What is PKU??? His body lacks an enzyme that is responsible for converting Phenylalanine (Phe)into Tyrosine. When high levels of Phe build up in the body, it becomes toxic to the brain-causing brain damage and mental retardation, among other things. Phenylalanine is found mostly in foods containing high amounts of protein. The Phe levels can be controlled by diet and he can maintain a normal life by following a very strict diet. The diet consists of a formula that he will have to drink for the rest of his life. This provides all of the nutrients and vitamins and calories that he can't get from food. His diet will consist of mainly fruits and vegetables. He will never have any protein (animal or plant) and starches may be eaten in moderation.

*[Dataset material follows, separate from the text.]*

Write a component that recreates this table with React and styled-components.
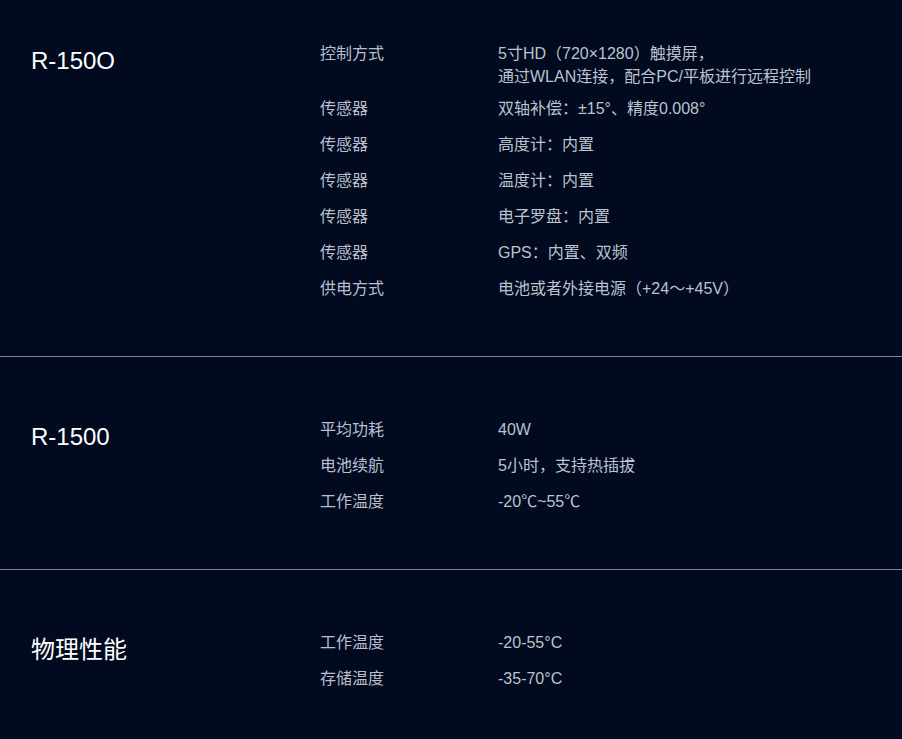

Imagine a child going through life with no chicken nuggets, pizza, ice cream, corn dog, etc...

It really sucks- I know it could be worse- but it is pretty bad. It is something that he will have to deal with his whole life. I really worry about how he will be treated in Jr. High when kids are so cruel. And in college when he can't drink beer. And at birthday parties when he can't eat pizza at Chuck E Cheese or have cake and ice cream. And when he goes over to friends' houses to play and he has to bring his own food. I still cry when I think about those things and how different his childhood will be due to his diet.

We have to go down to Children's weekly for blood draws to make sure his Phe level is between 2-6. Over 6 is too high and could cause brain damage, below 2 is too low and could cause him not to grow. This week we were at .7- so we have changed his formula recipe to get it up. Two weeks ago it was 15 and I freaked out! Of course the level has to be high for a period of time to cause brain damage, but that is all I could think about.
Anyway when we go down to Children's I see kiddos that are worse off than him. It makes me feel bad to be sad about his diagnosis because it could be worse. I know that. But still no one wants something to be wrong with their child, no one wants their child to be different.

So that is where we are now- dealing with PKU. This blog will probably mostly focus on the dealings of PKU and the diet.